WRITTEN EXERCISE: Leave the pictures out. Return all other data exactly.

DATA LINES:
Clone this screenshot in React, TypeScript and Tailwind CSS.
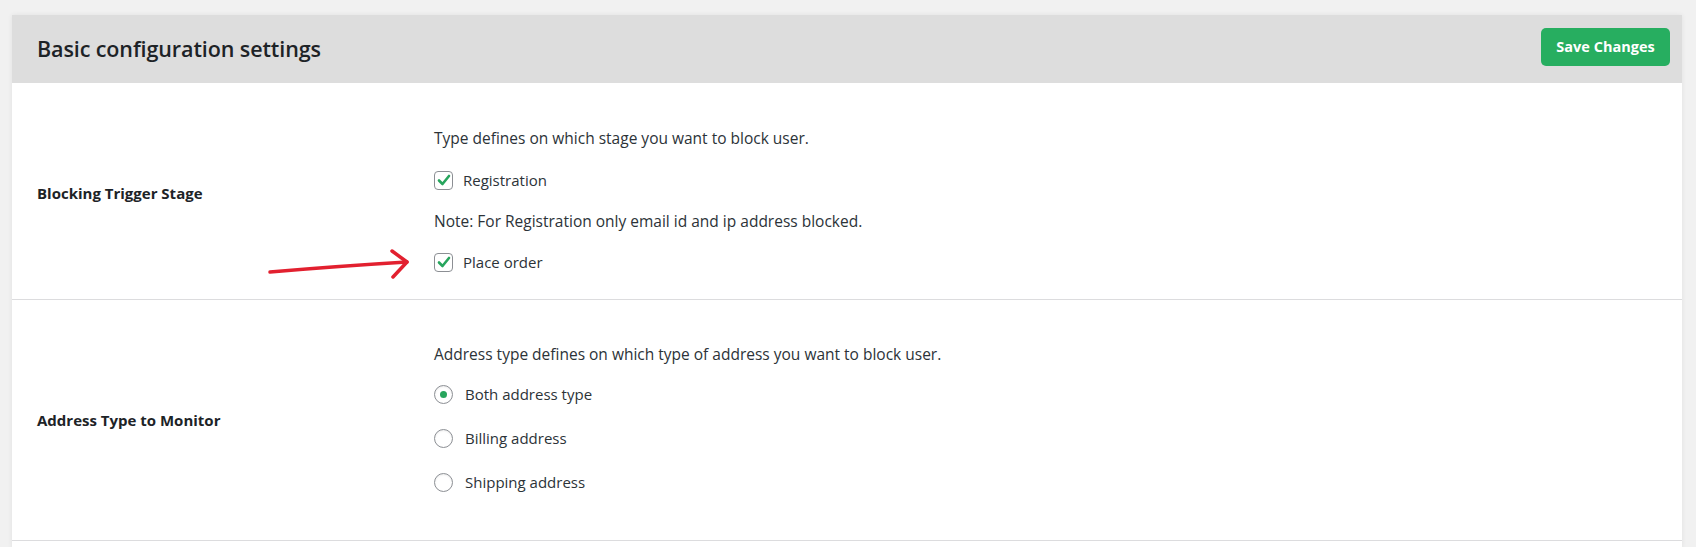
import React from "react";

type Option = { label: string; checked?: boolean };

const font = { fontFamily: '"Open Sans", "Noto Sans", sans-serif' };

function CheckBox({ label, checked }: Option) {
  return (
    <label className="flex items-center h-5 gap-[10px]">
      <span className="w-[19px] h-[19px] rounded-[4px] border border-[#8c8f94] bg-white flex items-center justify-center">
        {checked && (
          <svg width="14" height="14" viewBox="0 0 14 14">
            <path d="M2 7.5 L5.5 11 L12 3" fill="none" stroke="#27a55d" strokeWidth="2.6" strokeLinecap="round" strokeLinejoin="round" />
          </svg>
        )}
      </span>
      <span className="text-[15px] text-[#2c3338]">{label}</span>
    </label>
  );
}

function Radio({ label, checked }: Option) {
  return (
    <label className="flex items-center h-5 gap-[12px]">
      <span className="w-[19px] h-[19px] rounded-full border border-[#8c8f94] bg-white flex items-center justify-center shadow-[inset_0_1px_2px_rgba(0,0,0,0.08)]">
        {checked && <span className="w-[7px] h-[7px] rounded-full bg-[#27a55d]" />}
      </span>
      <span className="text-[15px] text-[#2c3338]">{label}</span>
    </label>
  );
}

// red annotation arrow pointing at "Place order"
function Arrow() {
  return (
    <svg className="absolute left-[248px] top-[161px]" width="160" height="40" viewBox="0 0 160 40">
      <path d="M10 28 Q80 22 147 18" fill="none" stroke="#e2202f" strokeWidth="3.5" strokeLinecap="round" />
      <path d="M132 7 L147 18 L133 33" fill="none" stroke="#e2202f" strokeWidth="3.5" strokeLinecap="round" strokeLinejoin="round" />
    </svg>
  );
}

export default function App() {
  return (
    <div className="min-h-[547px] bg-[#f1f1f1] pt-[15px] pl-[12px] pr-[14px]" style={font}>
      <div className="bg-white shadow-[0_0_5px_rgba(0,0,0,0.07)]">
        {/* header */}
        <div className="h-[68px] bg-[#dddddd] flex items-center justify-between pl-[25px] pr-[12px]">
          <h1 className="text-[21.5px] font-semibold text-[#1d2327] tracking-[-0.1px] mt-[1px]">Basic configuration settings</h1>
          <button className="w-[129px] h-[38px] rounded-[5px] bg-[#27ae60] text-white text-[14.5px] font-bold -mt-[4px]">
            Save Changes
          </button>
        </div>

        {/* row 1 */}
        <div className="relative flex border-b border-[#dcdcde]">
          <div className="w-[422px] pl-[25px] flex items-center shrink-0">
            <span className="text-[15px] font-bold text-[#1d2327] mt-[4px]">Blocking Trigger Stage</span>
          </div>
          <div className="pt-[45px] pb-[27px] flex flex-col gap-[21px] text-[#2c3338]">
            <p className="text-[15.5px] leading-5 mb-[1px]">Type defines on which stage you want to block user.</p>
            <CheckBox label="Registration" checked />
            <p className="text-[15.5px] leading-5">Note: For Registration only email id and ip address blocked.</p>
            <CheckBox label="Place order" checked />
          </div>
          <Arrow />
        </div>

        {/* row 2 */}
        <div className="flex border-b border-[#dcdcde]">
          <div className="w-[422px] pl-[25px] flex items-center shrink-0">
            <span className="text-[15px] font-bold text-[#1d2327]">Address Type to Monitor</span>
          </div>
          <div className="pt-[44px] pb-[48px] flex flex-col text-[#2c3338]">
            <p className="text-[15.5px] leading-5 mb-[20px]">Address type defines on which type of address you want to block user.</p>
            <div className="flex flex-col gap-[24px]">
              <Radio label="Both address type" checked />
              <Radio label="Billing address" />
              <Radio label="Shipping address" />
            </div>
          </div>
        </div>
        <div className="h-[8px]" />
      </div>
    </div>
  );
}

ANSWER FOR THIS EXERCISE:
Clone this screenshot in React, TypeScript and Tailwind CSS.
import React from "react";

type Option = { label: string; checked?: boolean };

const font = { fontFamily: '"Open Sans", "Noto Sans", sans-serif' };

function CheckBox({ label, checked }: Option) {
  return (
    <label className="flex items-center h-5 gap-[10px]">
      <span className="w-[19px] h-[19px] rounded-[4px] border border-[#8c8f94] bg-white flex items-center justify-center">
        {checked && (
          <svg width="14" height="14" viewBox="0 0 14 14">
            <path d="M2 7.5 L5.5 11 L12 3" fill="none" stroke="#27a55d" strokeWidth="2.6" strokeLinecap="round" strokeLinejoin="round" />
          </svg>
        )}
      </span>
      <span className="text-[15px] text-[#2c3338]">{label}</span>
    </label>
  );
}

function Radio({ label, checked }: Option) {
  return (
    <label className="flex items-center h-5 gap-[12px]">
      <span className="w-[19px] h-[19px] rounded-full border border-[#8c8f94] bg-white flex items-center justify-center shadow-[inset_0_1px_2px_rgba(0,0,0,0.08)]">
        {checked && <span className="w-[7px] h-[7px] rounded-full bg-[#27a55d]" />}
      </span>
      <span className="text-[15px] text-[#2c3338]">{label}</span>
    </label>
  );
}

// red annotation arrow pointing at "Place order"
function Arrow() {
  return (
    <svg className="absolute left-[248px] top-[161px]" width="160" height="40" viewBox="0 0 160 40">
      <path d="M10 28 Q80 22 147 18" fill="none" stroke="#e2202f" strokeWidth="3.5" strokeLinecap="round" />
      <path d="M132 7 L147 18 L133 33" fill="none" stroke="#e2202f" strokeWidth="3.5" strokeLinecap="round" strokeLinejoin="round" />
    </svg>
  );
}

export default function App() {
  return (
    <div className="min-h-[547px] bg-[#f1f1f1] pt-[15px] pl-[12px] pr-[14px]" style={font}>
      <div className="bg-white shadow-[0_0_5px_rgba(0,0,0,0.07)]">
        {/* header */}
        <div className="h-[68px] bg-[#dddddd] flex items-center justify-between pl-[25px] pr-[12px]">
          <h1 className="text-[21.5px] font-semibold text-[#1d2327] tracking-[-0.1px] mt-[1px]">Basic configuration settings</h1>
          <button className="w-[129px] h-[38px] rounded-[5px] bg-[#27ae60] text-white text-[14.5px] font-bold -mt-[4px]">
            Save Changes
          </button>
        </div>

        {/* row 1 */}
        <div className="relative flex border-b border-[#dcdcde]">
          <div className="w-[422px] pl-[25px] flex items-center shrink-0">
            <span className="text-[15px] font-bold text-[#1d2327] mt-[4px]">Blocking Trigger Stage</span>
          </div>
          <div className="pt-[45px] pb-[27px] flex flex-col gap-[21px] text-[#2c3338]">
            <p className="text-[15.5px] leading-5 mb-[1px]">Type defines on which stage you want to block user.</p>
            <CheckBox label="Registration" checked />
            <p className="text-[15.5px] leading-5">Note: For Registration only email id and ip address blocked.</p>
            <CheckBox label="Place order" checked />
          </div>
          <Arrow />
        </div>

        {/* row 2 */}
        <div className="flex border-b border-[#dcdcde]">
          <div className="w-[422px] pl-[25px] flex items-center shrink-0">
            <span className="text-[15px] font-bold text-[#1d2327]">Address Type to Monitor</span>
          </div>
          <div className="pt-[44px] pb-[48px] flex flex-col text-[#2c3338]">
            <p className="text-[15.5px] leading-5 mb-[20px]">Address type defines on which type of address you want to block user.</p>
            <div className="flex flex-col gap-[24px]">
              <Radio label="Both address type" checked />
              <Radio label="Billing address" />
              <Radio label="Shipping address" />
            </div>
          </div>
        </div>
        <div className="h-[8px]" />
      </div>
    </div>
  );
}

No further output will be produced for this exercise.